Le tribunal administratif d’Amiens a rejeté la demande de la SCI tendant à la décharge de ces rappels de TVA. La cour administrative d’appel de Douai a rejeté l’appel formé contre ce jugement (CAA Douai, 5 février 2019, n° 16DA01934 N° Lexbase : A8701YW8).
Principe. Aux terme de l’article 47 de la CDFUE, toute personne dont les droits et libertés garantis par le droit de l'Union ont été violés, a droit à un recours effectif devant un tribunal dans le respect des conditions prévues au présent article. Toute personne a droit à ce que sa cause soit entendue équitablement, publiquement et dans un délai raisonnable par un tribunal indépendant et impartial, établi préalablement par la loi. Toute personne a la possibilité de se faire conseiller, défendre et représenter. Une aide juridictionnelle est accordée à ceux qui ne disposent pas de ressources suffisantes, dans la mesure où cette aide serait nécessaire pour assurer l'effectivité de l'accès à la justice.

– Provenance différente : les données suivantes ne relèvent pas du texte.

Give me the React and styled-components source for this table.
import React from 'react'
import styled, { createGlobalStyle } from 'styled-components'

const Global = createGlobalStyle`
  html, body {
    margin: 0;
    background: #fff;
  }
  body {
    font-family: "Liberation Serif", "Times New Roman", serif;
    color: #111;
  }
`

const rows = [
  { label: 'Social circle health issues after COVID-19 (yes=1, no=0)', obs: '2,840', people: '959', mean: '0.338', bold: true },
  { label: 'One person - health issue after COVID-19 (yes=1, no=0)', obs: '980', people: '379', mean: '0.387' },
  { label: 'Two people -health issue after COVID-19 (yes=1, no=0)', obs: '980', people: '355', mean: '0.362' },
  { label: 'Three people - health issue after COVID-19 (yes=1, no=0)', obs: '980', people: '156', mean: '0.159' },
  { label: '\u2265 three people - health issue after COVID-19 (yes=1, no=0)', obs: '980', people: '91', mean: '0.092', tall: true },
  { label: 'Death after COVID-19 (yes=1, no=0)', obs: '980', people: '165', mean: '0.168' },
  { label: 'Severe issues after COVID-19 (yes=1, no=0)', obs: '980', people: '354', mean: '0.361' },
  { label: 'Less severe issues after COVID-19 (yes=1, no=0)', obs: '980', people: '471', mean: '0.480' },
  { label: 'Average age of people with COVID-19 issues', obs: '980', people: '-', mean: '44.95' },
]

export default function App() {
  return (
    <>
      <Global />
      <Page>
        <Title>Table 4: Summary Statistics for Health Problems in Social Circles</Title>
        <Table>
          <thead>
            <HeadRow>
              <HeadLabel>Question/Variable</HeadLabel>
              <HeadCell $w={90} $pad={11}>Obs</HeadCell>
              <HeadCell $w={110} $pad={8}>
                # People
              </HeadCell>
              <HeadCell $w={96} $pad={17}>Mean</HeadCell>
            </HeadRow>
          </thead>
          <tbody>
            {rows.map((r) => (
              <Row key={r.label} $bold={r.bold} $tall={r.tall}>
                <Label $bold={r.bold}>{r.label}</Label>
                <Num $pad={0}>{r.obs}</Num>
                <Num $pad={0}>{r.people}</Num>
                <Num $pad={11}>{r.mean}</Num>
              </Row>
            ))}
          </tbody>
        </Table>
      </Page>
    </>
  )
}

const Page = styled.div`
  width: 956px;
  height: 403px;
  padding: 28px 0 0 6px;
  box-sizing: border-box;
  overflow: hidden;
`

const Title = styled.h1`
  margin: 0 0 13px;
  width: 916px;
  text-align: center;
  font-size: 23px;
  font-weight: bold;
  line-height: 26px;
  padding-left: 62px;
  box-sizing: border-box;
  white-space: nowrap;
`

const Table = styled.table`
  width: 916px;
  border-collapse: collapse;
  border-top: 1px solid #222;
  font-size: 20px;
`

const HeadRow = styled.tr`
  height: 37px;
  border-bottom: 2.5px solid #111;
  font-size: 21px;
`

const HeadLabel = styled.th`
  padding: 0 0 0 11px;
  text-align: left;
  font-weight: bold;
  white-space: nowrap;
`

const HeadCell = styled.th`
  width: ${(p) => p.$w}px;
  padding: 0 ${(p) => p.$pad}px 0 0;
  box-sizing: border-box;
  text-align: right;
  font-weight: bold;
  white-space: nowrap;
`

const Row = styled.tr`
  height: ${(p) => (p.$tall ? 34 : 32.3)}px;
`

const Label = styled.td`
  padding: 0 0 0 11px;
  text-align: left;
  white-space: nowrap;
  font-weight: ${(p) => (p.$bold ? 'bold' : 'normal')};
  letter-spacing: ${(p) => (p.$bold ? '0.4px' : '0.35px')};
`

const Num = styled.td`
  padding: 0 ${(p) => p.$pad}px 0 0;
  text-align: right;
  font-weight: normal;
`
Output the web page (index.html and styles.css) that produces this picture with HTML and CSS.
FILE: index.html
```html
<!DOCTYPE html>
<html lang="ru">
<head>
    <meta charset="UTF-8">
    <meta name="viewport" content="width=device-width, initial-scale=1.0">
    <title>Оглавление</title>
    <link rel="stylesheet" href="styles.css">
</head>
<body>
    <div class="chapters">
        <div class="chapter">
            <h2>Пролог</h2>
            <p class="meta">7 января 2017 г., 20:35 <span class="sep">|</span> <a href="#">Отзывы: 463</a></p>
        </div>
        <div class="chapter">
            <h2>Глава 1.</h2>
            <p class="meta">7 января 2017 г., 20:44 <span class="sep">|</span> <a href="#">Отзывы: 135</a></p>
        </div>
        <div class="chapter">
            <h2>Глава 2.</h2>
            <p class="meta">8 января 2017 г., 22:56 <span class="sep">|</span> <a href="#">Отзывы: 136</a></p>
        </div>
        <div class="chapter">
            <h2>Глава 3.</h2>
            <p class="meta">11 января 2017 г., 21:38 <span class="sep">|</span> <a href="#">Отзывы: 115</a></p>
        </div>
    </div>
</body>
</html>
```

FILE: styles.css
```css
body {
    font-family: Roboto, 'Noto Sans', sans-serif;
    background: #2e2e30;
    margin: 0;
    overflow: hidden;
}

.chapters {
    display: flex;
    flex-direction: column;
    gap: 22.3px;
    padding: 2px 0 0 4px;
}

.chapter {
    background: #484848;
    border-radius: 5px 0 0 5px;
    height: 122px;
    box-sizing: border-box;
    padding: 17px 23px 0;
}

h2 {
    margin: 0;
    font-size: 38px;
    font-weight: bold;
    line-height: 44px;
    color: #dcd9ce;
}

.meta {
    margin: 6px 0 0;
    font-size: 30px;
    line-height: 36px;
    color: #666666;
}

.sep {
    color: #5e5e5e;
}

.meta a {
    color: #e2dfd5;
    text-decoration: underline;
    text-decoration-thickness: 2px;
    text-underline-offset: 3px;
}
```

Jurisprudence européenne. S'agissant du respect des droits de la défense invoqués dans un litige fiscal portant sur une fraude à la taxe sur la valeur ajoutée, la CJUE a jugé, dans un arrêt du 16 octobre 2019 (CJUE, 16 octobre 2019, aff. C-189/18, Glencore Agriculture Hungary N° Lexbase : A0837ZRG), que ce principe a pour corollaire le droit d'accès au dossier au cours de la procédure administrative et qu'une violation du droit d'accès au dossier commise lors de la procédure administrative n'est pas, en principe, régularisée du simple fait que l'accès au dossier a été rendu possible au cours de la procédure juridictionnelle concernant un éventuel recours visant à l'annulation de la décision contestée.

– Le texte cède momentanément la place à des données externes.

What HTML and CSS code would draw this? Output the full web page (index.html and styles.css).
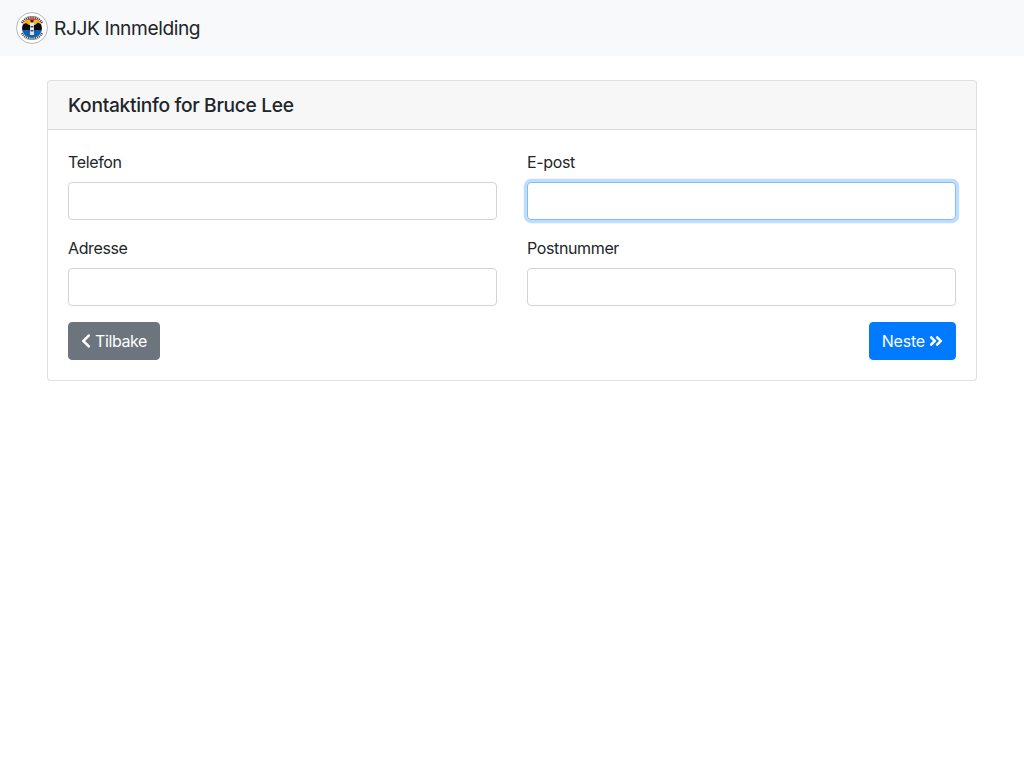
FILE: index.html
```html
<!DOCTYPE html>
<html lang="no">
<head>
<meta charset="utf-8">
<title>RJJK Innmelding</title>
<link rel="stylesheet" href="styles.css">
</head>
<body>
<nav class="navbar">
  <a class="brand" href="#">
    <svg class="logo" viewBox="0 0 32 32" width="32" height="32" aria-hidden="true">
      <circle cx="16" cy="16" r="15.5" fill="#fff" stroke="#b4b8bc" stroke-width="1"/>
      <path d="M6 11A11.5 11.5 0 0 1 26 11" fill="none" stroke="#444" stroke-width="2.6" stroke-dasharray="1.2 .7"/>
      <path d="M6 21A11.5 11.5 0 0 0 26 21" fill="none" stroke="#555" stroke-width="2.6" stroke-dasharray="1.2 .7"/>
      <clipPath id="inner"><circle cx="16" cy="16" r="10"/></clipPath>
      <g clip-path="url(#inner)">
        <rect x="5" y="5" width="22" height="5" fill="#ea3a22"/>
        <rect x="5" y="8" width="22" height="5" fill="#fbb01e"/>
        <path d="M5 13.5l5-2.5 3 2h6l3-2.5 5 3V19H5z" fill="#0a0a0a"/>
        <rect x="5" y="18" width="22" height="9" fill="#0f62b8"/>
        <rect x="14" y="10" width="4" height="13" fill="#dfe6ee"/>
        <rect x="14.5" y="8" width="3" height="2.4" fill="#222"/>
        <rect x="14.5" y="14" width="3" height="1.4" fill="#445"/>
        <rect x="14.5" y="18" width="3" height="1.4" fill="#445"/>
      </g>
    </svg>
    <span>RJJK Innmelding</span>
  </a>
</nav>
<main class="container">
  <section class="card">
    <h5 class="card-header">Kontaktinfo for Bruce Lee</h5>
    <form class="card-body">
      <div class="form-grid">
        <div class="field">
          <label for="tel">Telefon</label>
          <input id="tel" type="text">
        </div>
        <div class="field">
          <label for="epost">E-post</label>
          <input id="epost" class="focused" type="text">
        </div>
        <div class="field">
          <label for="adr">Adresse</label>
          <input id="adr" type="text">
        </div>
        <div class="field">
          <label for="post">Postnummer</label>
          <input id="post" type="text">
        </div>
      </div>
      <div class="actions">
        <button class="btn btn-secondary" type="button">
          <svg class="icon" viewBox="0 0 320 512" width="10" height="16" aria-hidden="true"><path d="M34.52 239.03L228.87 44.69c9.37-9.37 24.57-9.37 33.94 0l22.67 22.67c9.36 9.36 9.37 24.52.04 33.9L131.49 256l154.02 154.75c9.34 9.38 9.32 24.54-.04 33.9l-22.67 22.67c-9.37 9.37-24.57 9.37-33.94 0L34.52 272.97c-9.37-9.37-9.37-24.57 0-33.94z"/></svg>
          <span>Tilbake</span>
        </button>
        <button class="btn btn-primary" type="button">
          <span>Neste</span>
          <svg class="icon" viewBox="0 0 448 512" width="14" height="16" aria-hidden="true"><path d="M224.3 273l-136 136c-9.4 9.4-24.6 9.4-33.9 0l-22.6-22.6c-9.4-9.4-9.4-24.6 0-33.9l96.4-96.4-96.4-96.4c-9.4-9.4-9.4-24.6 0-33.9L54.3 103c9.4-9.4 24.6-9.4 33.9 0l136 136c9.5 9.4 9.5 24.6.1 34zm192-34l-136-136c-9.4-9.4-24.6-9.4-33.9 0l-22.6 22.6c-9.4 9.4-9.4 24.6 0 33.9l96.4 96.4-96.4 96.4c-9.4 9.4-9.4 24.6 0 33.9l22.6 22.6c9.4 9.4 24.6 9.4 33.9 0l136-136c9.4-9.2 9.4-24.4 0-33.8z"/></svg>
        </button>
      </div>
    </form>
  </section>
</main>
</body>
</html>
```
FILE: styles.css
```css
* { box-sizing: border-box; }
html, body { margin: 0; padding: 0; }
body {
  font-family: Inter, "Liberation Sans", sans-serif;
  font-size: 16px;
  line-height: 1.5;
  color: #212529;
  background: #fff;
}
.navbar {
  display: flex;
  align-items: center;
  height: 56px;
  padding: 8px 16px;
  background: #f8f9fa;
}
.brand {
  display: flex;
  align-items: center;
  gap: 6px;
  font-size: 19.2px;
  line-height: 30px;
  letter-spacing: -.42px;
  color: #212529;
  text-decoration: none;
}
.logo { display: block; flex: none; }
.container {
  width: 960px;
  margin: 0 auto;
  padding: 24px 15px 0;
}
.card {
  border: 1px solid rgba(0, 0, 0, .125);
  border-radius: 4px;
  background: #fff;
}
.card-header {
  margin: 0;
  padding: 12px 20px;
  height: 49px;
  font-size: 19.2px;
  font-weight: 500;
  line-height: 24px;
  letter-spacing: -.31px;
  background: rgba(0, 0, 0, .03);
  border-bottom: 1px solid rgba(0, 0, 0, .125);
  border-radius: 3px 3px 0 0;
}
.card-body { display: block; padding: 20px; }
.form-grid {
  display: grid;
  grid-template-columns: 1fr 1fr;
  column-gap: 30px;
}
.field { margin-bottom: 16px; }
.field label {
  display: block;
  margin-bottom: 8px;
  letter-spacing: -.37px;
}
.field input {
  display: block;
  width: 100%;
  height: 38px;
  padding: 6px 12px;
  font: inherit;
  color: #495057;
  background: #fff;
  border: 1px solid #ced4da;
  border-radius: 4px;
  outline: 0;
}
.field input.focused {
  border-color: #80bdff;
  box-shadow: 0 0 0 3.2px rgba(0, 123, 255, .25);
}
.actions { display: flex; justify-content: space-between; }
.btn {
  display: inline-flex;
  align-items: center;
  gap: 4px;
  height: 38px;
  padding: 6px 12px;
  font: inherit;
  color: #fff;
  border: 1px solid transparent;
  border-radius: 4px;
}
.btn-secondary {
  background: #6c757d;
  border-color: #6c757d;
  letter-spacing: -.4px;
}
.btn-primary {
  background: #007bff;
  border-color: #007bff;
  letter-spacing: -.2px;
}
.icon { display: block; flex: none; fill: currentColor; }
```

Ainsi, le respect des droits de la défense n'impose pas à l'administration fiscale une obligation générale de fournir un accès intégral au dossier dont elle dispose, mais exige que l'assujetti ait la possibilité de se voir communiquer, à sa demande, les informations et les documents se trouvant dans le dossier administratif et pris en considération par cette administration en vue d'adopter sa décision, lesquels incluent en principe l'ensemble des éléments du dossier sur lesquels l'administration fiscale entend fonder sa décision mais aussi ceux qui peuvent être utiles à l'exercice des droits de la défense.
Législation française. L'administration est tenue d'informer le contribuable de la teneur et de l'origine des renseignements et documents obtenus de tiers sur lesquels elle s'est fondée pour établir l'imposition faisant l'objet de la proposition prévue à l'article L. 57 du Livre des procédures fiscales (N° Lexbase : L0638IH4) ou de la notification prévue à l'article L. 76 du même Livre (N° Lexbase : L3318LCU). Elle communique, avant la mise en recouvrement, une copie des documents susmentionnés au contribuable qui en fait la demande.
Solution du Conseil d’État :
La SCI n'est donc pas fondée à soutenir que la procédure d'imposition serait entachée d'irrégularité au regard des dispositions de l'article 47 de la Charte des droits fondamentaux de l'Union européenne aux motifs qu'elle n'aurait pas eu accès, à ce stade, aux mêmes éléments que ceux pris en considération par l'administration fiscale et que celle-ci se serait abstenue de dresser une liste exhaustive des pièces consultées lors de l'exercice de son droit de communication auprès de l'autorité judiciaire.